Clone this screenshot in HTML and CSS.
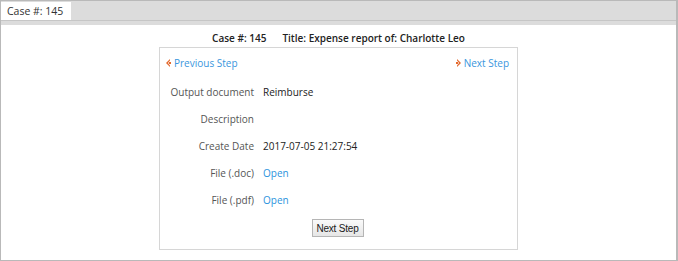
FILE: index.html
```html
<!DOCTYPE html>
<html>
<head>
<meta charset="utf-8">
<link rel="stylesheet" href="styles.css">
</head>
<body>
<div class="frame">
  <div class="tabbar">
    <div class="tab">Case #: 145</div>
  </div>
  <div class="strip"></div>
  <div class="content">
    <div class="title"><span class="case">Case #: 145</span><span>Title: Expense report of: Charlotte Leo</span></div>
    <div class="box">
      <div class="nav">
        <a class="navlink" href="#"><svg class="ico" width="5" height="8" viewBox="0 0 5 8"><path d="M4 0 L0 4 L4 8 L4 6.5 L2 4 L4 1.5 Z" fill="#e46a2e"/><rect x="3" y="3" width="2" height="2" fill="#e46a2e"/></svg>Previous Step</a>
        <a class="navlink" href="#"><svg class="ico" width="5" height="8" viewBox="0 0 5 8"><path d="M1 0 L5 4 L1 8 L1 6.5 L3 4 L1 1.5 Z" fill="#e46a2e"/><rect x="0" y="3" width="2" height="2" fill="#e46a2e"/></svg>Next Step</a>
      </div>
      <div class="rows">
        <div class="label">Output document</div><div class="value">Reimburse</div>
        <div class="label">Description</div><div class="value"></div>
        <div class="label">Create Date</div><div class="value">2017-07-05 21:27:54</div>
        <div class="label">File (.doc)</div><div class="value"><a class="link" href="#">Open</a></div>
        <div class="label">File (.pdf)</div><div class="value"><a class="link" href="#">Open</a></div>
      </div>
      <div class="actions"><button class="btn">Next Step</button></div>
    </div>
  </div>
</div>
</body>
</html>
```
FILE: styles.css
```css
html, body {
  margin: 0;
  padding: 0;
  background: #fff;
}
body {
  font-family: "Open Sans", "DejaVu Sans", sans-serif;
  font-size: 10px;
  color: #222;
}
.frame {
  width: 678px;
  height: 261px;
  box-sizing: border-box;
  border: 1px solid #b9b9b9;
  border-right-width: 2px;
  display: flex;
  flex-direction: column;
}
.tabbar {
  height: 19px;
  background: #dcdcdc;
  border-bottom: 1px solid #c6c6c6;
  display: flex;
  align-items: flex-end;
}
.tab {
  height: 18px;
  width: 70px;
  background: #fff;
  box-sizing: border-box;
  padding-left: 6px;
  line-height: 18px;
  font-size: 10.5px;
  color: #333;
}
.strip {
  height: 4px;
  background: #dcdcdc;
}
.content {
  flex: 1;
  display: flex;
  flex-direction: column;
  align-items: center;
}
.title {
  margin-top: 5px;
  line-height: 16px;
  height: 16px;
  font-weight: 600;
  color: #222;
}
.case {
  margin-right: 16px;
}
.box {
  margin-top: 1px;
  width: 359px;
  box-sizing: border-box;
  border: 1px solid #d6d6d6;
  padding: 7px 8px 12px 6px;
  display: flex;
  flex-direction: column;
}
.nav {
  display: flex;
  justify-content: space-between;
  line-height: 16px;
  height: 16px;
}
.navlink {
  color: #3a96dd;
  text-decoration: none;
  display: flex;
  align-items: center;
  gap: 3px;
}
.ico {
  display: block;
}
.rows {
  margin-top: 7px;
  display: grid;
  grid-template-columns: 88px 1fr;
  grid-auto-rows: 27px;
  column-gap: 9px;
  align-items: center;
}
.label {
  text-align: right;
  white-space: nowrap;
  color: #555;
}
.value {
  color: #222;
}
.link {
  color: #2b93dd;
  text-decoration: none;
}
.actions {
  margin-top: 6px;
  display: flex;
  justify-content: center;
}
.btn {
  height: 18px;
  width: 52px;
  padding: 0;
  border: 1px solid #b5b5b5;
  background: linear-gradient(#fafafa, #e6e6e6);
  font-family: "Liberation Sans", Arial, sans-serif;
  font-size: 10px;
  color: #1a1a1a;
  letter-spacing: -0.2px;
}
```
:::
Task objective:
Quote the material exactly. Pictures stay out.

Exercise solution:
Clone this screenshot in HTML and CSS.
FILE: index.html
```html
<!DOCTYPE html>
<html>
<head>
<meta charset="utf-8">
<link rel="stylesheet" href="styles.css">
</head>
<body>
<div class="frame">
  <div class="tabbar">
    <div class="tab">Case #: 145</div>
  </div>
  <div class="strip"></div>
  <div class="content">
    <div class="title"><span class="case">Case #: 145</span><span>Title: Expense report of: Charlotte Leo</span></div>
    <div class="box">
      <div class="nav">
        <a class="navlink" href="#"><svg class="ico" width="5" height="8" viewBox="0 0 5 8"><path d="M4 0 L0 4 L4 8 L4 6.5 L2 4 L4 1.5 Z" fill="#e46a2e"/><rect x="3" y="3" width="2" height="2" fill="#e46a2e"/></svg>Previous Step</a>
        <a class="navlink" href="#"><svg class="ico" width="5" height="8" viewBox="0 0 5 8"><path d="M1 0 L5 4 L1 8 L1 6.5 L3 4 L1 1.5 Z" fill="#e46a2e"/><rect x="0" y="3" width="2" height="2" fill="#e46a2e"/></svg>Next Step</a>
      </div>
      <div class="rows">
        <div class="label">Output document</div><div class="value">Reimburse</div>
        <div class="label">Description</div><div class="value"></div>
        <div class="label">Create Date</div><div class="value">2017-07-05 21:27:54</div>
        <div class="label">File (.doc)</div><div class="value"><a class="link" href="#">Open</a></div>
        <div class="label">File (.pdf)</div><div class="value"><a class="link" href="#">Open</a></div>
      </div>
      <div class="actions"><button class="btn">Next Step</button></div>
    </div>
  </div>
</div>
</body>
</html>
```
FILE: styles.css
```css
html, body {
  margin: 0;
  padding: 0;
  background: #fff;
}
body {
  font-family: "Open Sans", "DejaVu Sans", sans-serif;
  font-size: 10px;
  color: #222;
}
.frame {
  width: 678px;
  height: 261px;
  box-sizing: border-box;
  border: 1px solid #b9b9b9;
  border-right-width: 2px;
  display: flex;
  flex-direction: column;
}
.tabbar {
  height: 19px;
  background: #dcdcdc;
  border-bottom: 1px solid #c6c6c6;
  display: flex;
  align-items: flex-end;
}
.tab {
  height: 18px;
  width: 70px;
  background: #fff;
  box-sizing: border-box;
  padding-left: 6px;
  line-height: 18px;
  font-size: 10.5px;
  color: #333;
}
.strip {
  height: 4px;
  background: #dcdcdc;
}
.content {
  flex: 1;
  display: flex;
  flex-direction: column;
  align-items: center;
}
.title {
  margin-top: 5px;
  line-height: 16px;
  height: 16px;
  font-weight: 600;
  color: #222;
}
.case {
  margin-right: 16px;
}
.box {
  margin-top: 1px;
  width: 359px;
  box-sizing: border-box;
  border: 1px solid #d6d6d6;
  padding: 7px 8px 12px 6px;
  display: flex;
  flex-direction: column;
}
.nav {
  display: flex;
  justify-content: space-between;
  line-height: 16px;
  height: 16px;
}
.navlink {
  color: #3a96dd;
  text-decoration: none;
  display: flex;
  align-items: center;
  gap: 3px;
}
.ico {
  display: block;
}
.rows {
  margin-top: 7px;
  display: grid;
  grid-template-columns: 88px 1fr;
  grid-auto-rows: 27px;
  column-gap: 9px;
  align-items: center;
}
.label {
  text-align: right;
  white-space: nowrap;
  color: #555;
}
.value {
  color: #222;
}
.link {
  color: #2b93dd;
  text-decoration: none;
}
.actions {
  margin-top: 6px;
  display: flex;
  justify-content: center;
}
.btn {
  height: 18px;
  width: 52px;
  padding: 0;
  border: 1px solid #b5b5b5;
  background: linear-gradient(#fafafa, #e6e6e6);
  font-family: "Liberation Sans", Arial, sans-serif;
  font-size: 10px;
  color: #1a1a1a;
  letter-spacing: -0.2px;
}
```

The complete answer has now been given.